There is nothing wrong with that position. Even in the so-called mistake of 2015, with the exception of Ekweremadu, whose election as Deputy Senate President was an aberration, all other principal officers of the 8th Senate and even the House of Representatives were APC members.

In spite of the constitutional provision that lawmakers shall elect from amongst themselves their presiding officers, the global norm is that the responsibility falls on the party with the majority.  

But the lawmakers must be allowed to choose such officers. It is insulting for the party leadership in the name of party supremacy or the executive to whimsically appropriate such responsibility.

That can only lead to resentment and revolt as it is the case in the Ali Ndume challenge. APC’s penchant for politics of exclusion is the real mistake.

It is sheer power grab and a recipe for crisis for the executive branch to unilaterally foist leaders on the legislature.

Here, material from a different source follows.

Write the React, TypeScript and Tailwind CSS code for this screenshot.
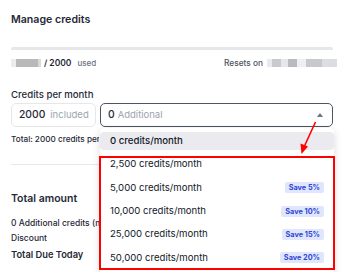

APC’s 2015 mistake is not the fact that Saraki and Dogara emerged Senate President and House of Representatives Speaker respectively.

No! That was the necessary outcome of the real mistake – the insatiable appetite to impose the National Assembly leadership from outside. Those who are favoured by such impositions will gloat but those holding the wrong end of the leadership recruitment stick will always kick as Ndume is doing now.

Since APC has near absolute majority in both chambers, the wise thing would have been to allow the lawmakers to elect their leaders on the floor using their rules and regulations as a compass.

If the party had allowed a free and fair contest in 2015, devoid of arbitrary exclusions, Saraki and Dogara may well have lost.

APC under Oshiomhole is making the same mistake John Odigie-Oyegun made in 2015 and the result may not be different.

Even if the APC leadership succeeds this time in coercing the lawmakers to toe the nebulous party line, the victory may be Pyrrhic.